Effect of residual stress induced by pulsed-laser irradiation on initiation of chloride stress corrosion cracking in stainless steel

The atmospheric corrosion test and residual stress measurement were performed to evaluate the effect of laser irradiation on stress corrosion cracking (SCC) initiation. Second-harmonic Nd:YAG laser pulses (pulse width: 10 ns) were irradiated on a type-304L stainless-steel plate. The specimens were placed in a chamber at 353 K with RH=35% for the corrosion test. When laser energies were 30 and 300 mJ, cracks caused by SCC or pitting were observed on the surface of the specimens. The cracks were classified into two types on the basis of cumulative probability distribution; one of the types is related to the laser irradiation condition.
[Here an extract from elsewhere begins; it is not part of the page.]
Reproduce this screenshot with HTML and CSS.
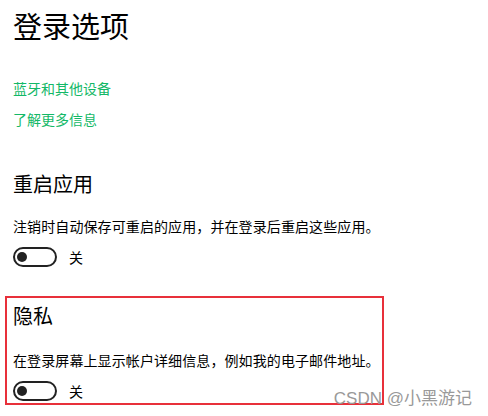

The mean maximum crack depths were about 27 and 52 μm when laser energies were 30 and 300 mJ, respectively. These values were the same as the depth at which the tensile residual stress was induced from the surface of the specimen by laser irradiation. These results suggest that the maximum stress corrosion crack depth was caused by the tensile residual stress induced by laser irradiation, and that the crack stopped propagating when the crack depth was larger than several dozen μm in this test set. When laser pulses of 300 mJ energy were irradiated on the surface of the specimen by shot peening, the tensile stress was induced up to 20 μm from the surface, and the compressive stress was observed at a larger depth. These results show that the laser irradiation is less effective in obtaining tensile residual stress of the specimen compared to when laser pulses are irradiated on the specimen treated by shot peening. The depth of tensile stress obtained by laser irradiation is much shorter than that of compressive stress obtained by shot peening.